On November 5—the day the lean and passionate Carlson led his men in pursuit of Colonel Shoji—Admiral Tanaka arrived in the Shortlands. Two runs of the Tokyo Express had already made those landings at Gavaga Creek and in the west, and Tanaka immediately prepared another one.

On November 7, eleven destroyers were to take 1300 men of the 38th Division to Tassafaronga. Tanaka hoped to lead the sortie personally, but Admiral Mikawa insisted that he remain in the Shortlands. Tanaka was needed to plan additional runs of the Tokyo Express scheduled for November 8, 9, and 10. In all, two cruisers and sixty-five destroyers were to be involved in these shipments. Finally the biggest convoy of all, eleven big fast transports carrying half the 38th Division, was to leave on November 13, after Admiral Kondo’s battleships and cruisers had made powder and hash of Henderson Field.

So the eleven destroyers set sail without him, taking the northern route above the Solomon chain.

They would arrive at Tassafaronga at midnight of November 7.

November 7 dawned bright and hot. Martin Clemens decided it was a good day to return to the perimeter from Aola. The Army battalion there had set up a defensive line and the Seabees were already at work building roads. Clemens decided there was nothing more that he could do, and he was anxious to resume his interrupted duties as chief recruiter and straw boss for a force of native stevedores. He had planned to bring back a prisoner or two with him, but “Wimpy” Wendling, an exuberant Marine marksman, had shot holes in that hope.

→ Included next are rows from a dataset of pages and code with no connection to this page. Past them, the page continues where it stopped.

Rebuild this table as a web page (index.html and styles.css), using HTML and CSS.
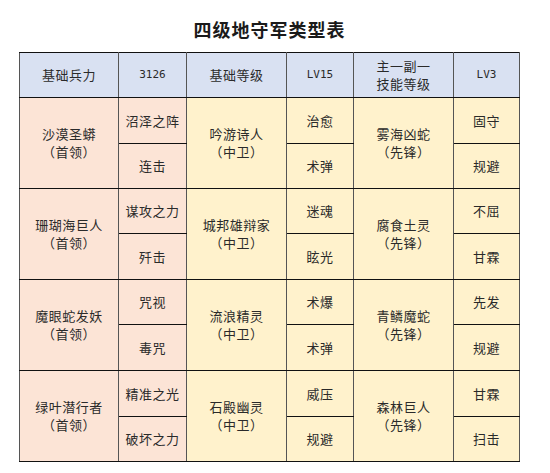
FILE: index.html
```html
<!DOCTYPE html>
<html lang="zh">
<head>
<meta charset="utf-8">
<link rel="stylesheet" href="styles.css">
</head>
<body>
<div class="page">
  <h1 class="title">四级地守军类型表</h1>
  <table class="grid">
    <colgroup>
      <col class="c1"><col class="c2"><col class="c3"><col class="c4"><col class="c5"><col class="c6">
    </colgroup>
    <tr class="head">
      <td>基础兵力</td><td class="num">3126</td><td>基础等级</td><td class="num">LV15</td><td>主一副一<br>技能等级</td><td class="num">LV3</td>
    </tr>
    <tr class="ra">
      <td rowspan="2" class="pink">沙漠圣蟒<br>（首领）</td><td class="pink">沼泽之阵</td>
      <td rowspan="2" class="cream">吟游诗人<br>（中卫）</td><td class="cream">治愈</td>
      <td rowspan="2" class="cream">雾海凶蛇<br>（先锋）</td><td class="cream">固守</td>
    </tr>
    <tr class="rb">
      <td class="pink">连击</td><td class="cream">术弹</td><td class="cream">规避</td>
    </tr>
    <tr class="rb">
      <td rowspan="2" class="pink">珊瑚海巨人<br>（首领）</td><td class="pink">谋攻之力</td>
      <td rowspan="2" class="cream">城邦雄辩家<br>（中卫）</td><td class="cream">迷魂</td>
      <td rowspan="2" class="cream">腐食土灵<br>（先锋）</td><td class="cream">不屈</td>
    </tr>
    <tr class="ra">
      <td class="pink">歼击</td><td class="cream">眩光</td><td class="cream">甘霖</td>
    </tr>
    <tr class="rb">
      <td rowspan="2" class="pink">魔眼蛇发妖<br>（首领）</td><td class="pink">咒视</td>
      <td rowspan="2" class="cream">流浪精灵<br>（中卫）</td><td class="cream">术爆</td>
      <td rowspan="2" class="cream">青鳞魔蛇<br>（先锋）</td><td class="cream">先发</td>
    </tr>
    <tr class="ra">
      <td class="pink">毒咒</td><td class="cream">术弹</td><td class="cream">规避</td>
    </tr>
    <tr class="ra">
      <td rowspan="2" class="pink">绿叶潜行者<br>（首领）</td><td class="pink">精准之光</td>
      <td rowspan="2" class="cream">石殿幽灵<br>（中卫）</td><td class="cream">威压</td>
      <td rowspan="2" class="cream">森林巨人<br>（先锋）</td><td class="cream">甘霖</td>
    </tr>
    <tr class="rb">
      <td class="pink">破坏之力</td><td class="cream">规避</td><td class="cream">扫击</td>
    </tr>
  </table>
</div>
</body>
</html>
```
FILE: styles.css
```css
html, body {
  margin: 0;
  padding: 0;
  background: #ffffff;
}
.page {
  width: 501px;
  margin-left: 19px;
  font-family: "Noto Sans CJK SC", "Noto Sans", sans-serif;
  color: #2a2a2a;
}
.title {
  margin: 0;
  height: 52px;
  box-sizing: border-box;
  padding-top: 17px;
  text-align: center;
  font-size: 18px;
  line-height: 24px;
  font-weight: 700;
  letter-spacing: 1px;
  color: #1a1a1a;
}
.grid {
  width: 501px;
  table-layout: fixed;
  border-collapse: collapse;
  font-size: 13px;
  line-height: 18px;
}
.c1 { width: 99px; }
.c2 { width: 68px; }
.c3 { width: 100px; }
.c4 { width: 67px; }
.c5 { width: 100px; }
.c6 { width: 66px; }
.grid td {
  padding: 0;
  text-align: center;
  vertical-align: middle;
  border-top: 1px solid #111;
  border-bottom: 1px solid #111;
  border-left: 1px solid #555;
  border-right: 1px solid #555;
  letter-spacing: 0.5px;
}
.head td {
  background: #d9e1f2;
  height: 44px;
}
.head .num {
  font-family: "DejaVu Sans Mono", monospace;
  font-size: 11px;
  letter-spacing: 0;
}
.ra td { height: 45px; }
.rb td { height: 44px; }
.pink { background: #fce4d6; }
.cream { background: #fff2cc; }
```
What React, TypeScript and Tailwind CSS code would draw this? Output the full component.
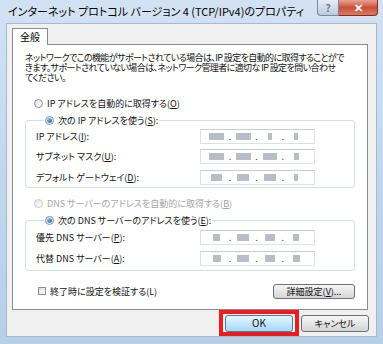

Wendling and four scouts had gone to Koilotumaria to round up a few of the Japanese missed in the last foray. They had found four, but instead of capturing them they had killed them. Wendling reported that he had attempted to persuade a wounded, English-speaking officer to surrender. The officer refused. Wendling advanced offering a chocolate bar. The Japanese whipped out his saber and swung.

Fortunately, Wimpy explained, his finger was still on the trigger.

So Clemens led his party into their landing boat and sailed west for Lunga.

A mile offshore the lookout called, “White water to starboard.”

Clemens was surprised. He knew there were no reefs in the vicinity. He raised his glasses to look for the “white water” and saw a bubbling wake leading straight into the side of the supply ship Majaba. A huge column of water spouted into the sky followed by a roar. Majaba listed, holed by the Japanese submarine I-20. Sinking fast, she staggered ashore and beached herself, later to be salvaged and patched up.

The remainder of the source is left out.